● TASK TO CARRY OUT: Reproduce the lines of the material exactly, excluding every image.

● DATA BLOCK:
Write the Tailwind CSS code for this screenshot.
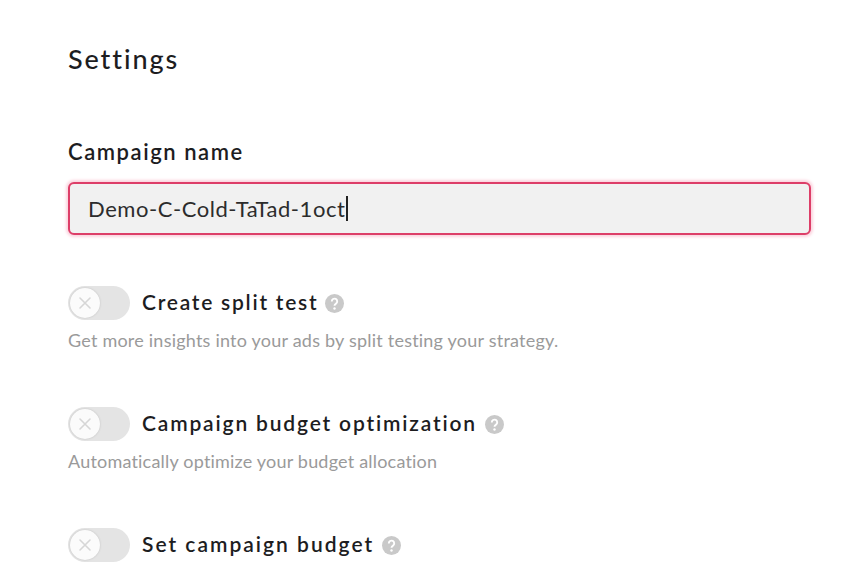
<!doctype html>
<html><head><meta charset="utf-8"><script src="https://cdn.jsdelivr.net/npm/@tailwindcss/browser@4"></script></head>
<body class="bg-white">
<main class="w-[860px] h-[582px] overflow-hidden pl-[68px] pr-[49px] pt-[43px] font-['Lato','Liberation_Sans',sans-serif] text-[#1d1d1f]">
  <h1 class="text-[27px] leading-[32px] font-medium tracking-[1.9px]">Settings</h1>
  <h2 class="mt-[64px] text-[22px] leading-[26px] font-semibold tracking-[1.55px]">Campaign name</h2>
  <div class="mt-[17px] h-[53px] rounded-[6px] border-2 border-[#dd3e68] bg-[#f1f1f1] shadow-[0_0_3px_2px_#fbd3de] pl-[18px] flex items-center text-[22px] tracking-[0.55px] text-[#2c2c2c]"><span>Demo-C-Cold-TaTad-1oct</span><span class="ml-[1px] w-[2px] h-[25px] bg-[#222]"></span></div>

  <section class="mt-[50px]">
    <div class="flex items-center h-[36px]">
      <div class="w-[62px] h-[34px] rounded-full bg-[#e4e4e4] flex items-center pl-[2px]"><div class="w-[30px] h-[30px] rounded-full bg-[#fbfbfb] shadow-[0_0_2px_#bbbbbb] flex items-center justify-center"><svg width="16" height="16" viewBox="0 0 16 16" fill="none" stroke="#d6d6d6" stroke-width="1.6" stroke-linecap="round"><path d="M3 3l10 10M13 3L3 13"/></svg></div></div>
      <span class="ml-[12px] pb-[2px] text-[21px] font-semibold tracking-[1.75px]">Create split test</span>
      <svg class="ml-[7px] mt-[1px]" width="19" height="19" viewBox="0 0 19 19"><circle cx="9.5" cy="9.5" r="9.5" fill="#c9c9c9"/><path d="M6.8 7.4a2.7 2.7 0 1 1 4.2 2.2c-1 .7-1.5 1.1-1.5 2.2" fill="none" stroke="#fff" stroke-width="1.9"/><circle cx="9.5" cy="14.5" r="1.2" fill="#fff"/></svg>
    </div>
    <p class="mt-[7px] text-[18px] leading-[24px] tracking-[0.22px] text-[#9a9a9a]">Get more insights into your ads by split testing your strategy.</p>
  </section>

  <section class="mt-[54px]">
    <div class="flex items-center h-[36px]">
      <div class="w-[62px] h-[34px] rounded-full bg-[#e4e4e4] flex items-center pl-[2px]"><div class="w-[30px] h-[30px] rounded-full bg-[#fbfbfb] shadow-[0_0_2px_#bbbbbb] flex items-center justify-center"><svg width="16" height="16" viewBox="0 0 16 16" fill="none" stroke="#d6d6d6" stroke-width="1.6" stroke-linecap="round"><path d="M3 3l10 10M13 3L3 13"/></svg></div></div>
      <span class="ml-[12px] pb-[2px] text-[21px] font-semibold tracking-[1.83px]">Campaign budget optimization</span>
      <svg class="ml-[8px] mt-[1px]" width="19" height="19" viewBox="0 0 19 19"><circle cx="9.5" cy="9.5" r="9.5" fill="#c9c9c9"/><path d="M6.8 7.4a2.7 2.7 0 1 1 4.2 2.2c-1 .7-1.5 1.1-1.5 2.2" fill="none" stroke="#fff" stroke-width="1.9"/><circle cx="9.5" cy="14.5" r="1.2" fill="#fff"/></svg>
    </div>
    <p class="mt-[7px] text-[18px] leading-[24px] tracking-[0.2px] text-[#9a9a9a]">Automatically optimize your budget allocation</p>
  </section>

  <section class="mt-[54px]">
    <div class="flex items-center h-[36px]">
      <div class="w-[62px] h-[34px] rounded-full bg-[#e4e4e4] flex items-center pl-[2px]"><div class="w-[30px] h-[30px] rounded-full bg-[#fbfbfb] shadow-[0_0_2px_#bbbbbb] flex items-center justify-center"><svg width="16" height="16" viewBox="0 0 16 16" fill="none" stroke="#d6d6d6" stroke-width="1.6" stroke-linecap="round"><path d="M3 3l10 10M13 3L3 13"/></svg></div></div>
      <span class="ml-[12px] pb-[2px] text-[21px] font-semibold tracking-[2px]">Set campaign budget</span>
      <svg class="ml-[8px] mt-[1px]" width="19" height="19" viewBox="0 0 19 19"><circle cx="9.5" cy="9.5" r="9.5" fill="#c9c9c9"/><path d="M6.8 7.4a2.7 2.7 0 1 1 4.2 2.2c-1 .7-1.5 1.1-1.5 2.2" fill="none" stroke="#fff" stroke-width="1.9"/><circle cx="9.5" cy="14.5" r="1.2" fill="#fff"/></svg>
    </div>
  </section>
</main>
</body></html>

● COMPLETE ANSWER:
Write the Tailwind CSS code for this screenshot.
<!doctype html>
<html><head><meta charset="utf-8"><script src="https://cdn.jsdelivr.net/npm/@tailwindcss/browser@4"></script></head>
<body class="bg-white">
<main class="w-[860px] h-[582px] overflow-hidden pl-[68px] pr-[49px] pt-[43px] font-['Lato','Liberation_Sans',sans-serif] text-[#1d1d1f]">
  <h1 class="text-[27px] leading-[32px] font-medium tracking-[1.9px]">Settings</h1>
  <h2 class="mt-[64px] text-[22px] leading-[26px] font-semibold tracking-[1.55px]">Campaign name</h2>
  <div class="mt-[17px] h-[53px] rounded-[6px] border-2 border-[#dd3e68] bg-[#f1f1f1] shadow-[0_0_3px_2px_#fbd3de] pl-[18px] flex items-center text-[22px] tracking-[0.55px] text-[#2c2c2c]"><span>Demo-C-Cold-TaTad-1oct</span><span class="ml-[1px] w-[2px] h-[25px] bg-[#222]"></span></div>

  <section class="mt-[50px]">
    <div class="flex items-center h-[36px]">
      <div class="w-[62px] h-[34px] rounded-full bg-[#e4e4e4] flex items-center pl-[2px]"><div class="w-[30px] h-[30px] rounded-full bg-[#fbfbfb] shadow-[0_0_2px_#bbbbbb] flex items-center justify-center"><svg width="16" height="16" viewBox="0 0 16 16" fill="none" stroke="#d6d6d6" stroke-width="1.6" stroke-linecap="round"><path d="M3 3l10 10M13 3L3 13"/></svg></div></div>
      <span class="ml-[12px] pb-[2px] text-[21px] font-semibold tracking-[1.75px]">Create split test</span>
      <svg class="ml-[7px] mt-[1px]" width="19" height="19" viewBox="0 0 19 19"><circle cx="9.5" cy="9.5" r="9.5" fill="#c9c9c9"/><path d="M6.8 7.4a2.7 2.7 0 1 1 4.2 2.2c-1 .7-1.5 1.1-1.5 2.2" fill="none" stroke="#fff" stroke-width="1.9"/><circle cx="9.5" cy="14.5" r="1.2" fill="#fff"/></svg>
    </div>
    <p class="mt-[7px] text-[18px] leading-[24px] tracking-[0.22px] text-[#9a9a9a]">Get more insights into your ads by split testing your strategy.</p>
  </section>

  <section class="mt-[54px]">
    <div class="flex items-center h-[36px]">
      <div class="w-[62px] h-[34px] rounded-full bg-[#e4e4e4] flex items-center pl-[2px]"><div class="w-[30px] h-[30px] rounded-full bg-[#fbfbfb] shadow-[0_0_2px_#bbbbbb] flex items-center justify-center"><svg width="16" height="16" viewBox="0 0 16 16" fill="none" stroke="#d6d6d6" stroke-width="1.6" stroke-linecap="round"><path d="M3 3l10 10M13 3L3 13"/></svg></div></div>
      <span class="ml-[12px] pb-[2px] text-[21px] font-semibold tracking-[1.83px]">Campaign budget optimization</span>
      <svg class="ml-[8px] mt-[1px]" width="19" height="19" viewBox="0 0 19 19"><circle cx="9.5" cy="9.5" r="9.5" fill="#c9c9c9"/><path d="M6.8 7.4a2.7 2.7 0 1 1 4.2 2.2c-1 .7-1.5 1.1-1.5 2.2" fill="none" stroke="#fff" stroke-width="1.9"/><circle cx="9.5" cy="14.5" r="1.2" fill="#fff"/></svg>
    </div>
    <p class="mt-[7px] text-[18px] leading-[24px] tracking-[0.2px] text-[#9a9a9a]">Automatically optimize your budget allocation</p>
  </section>

  <section class="mt-[54px]">
    <div class="flex items-center h-[36px]">
      <div class="w-[62px] h-[34px] rounded-full bg-[#e4e4e4] flex items-center pl-[2px]"><div class="w-[30px] h-[30px] rounded-full bg-[#fbfbfb] shadow-[0_0_2px_#bbbbbb] flex items-center justify-center"><svg width="16" height="16" viewBox="0 0 16 16" fill="none" stroke="#d6d6d6" stroke-width="1.6" stroke-linecap="round"><path d="M3 3l10 10M13 3L3 13"/></svg></div></div>
      <span class="ml-[12px] pb-[2px] text-[21px] font-semibold tracking-[2px]">Set campaign budget</span>
      <svg class="ml-[8px] mt-[1px]" width="19" height="19" viewBox="0 0 19 19"><circle cx="9.5" cy="9.5" r="9.5" fill="#c9c9c9"/><path d="M6.8 7.4a2.7 2.7 0 1 1 4.2 2.2c-1 .7-1.5 1.1-1.5 2.2" fill="none" stroke="#fff" stroke-width="1.9"/><circle cx="9.5" cy="14.5" r="1.2" fill="#fff"/></svg>
    </div>
  </section>
</main>
</body></html>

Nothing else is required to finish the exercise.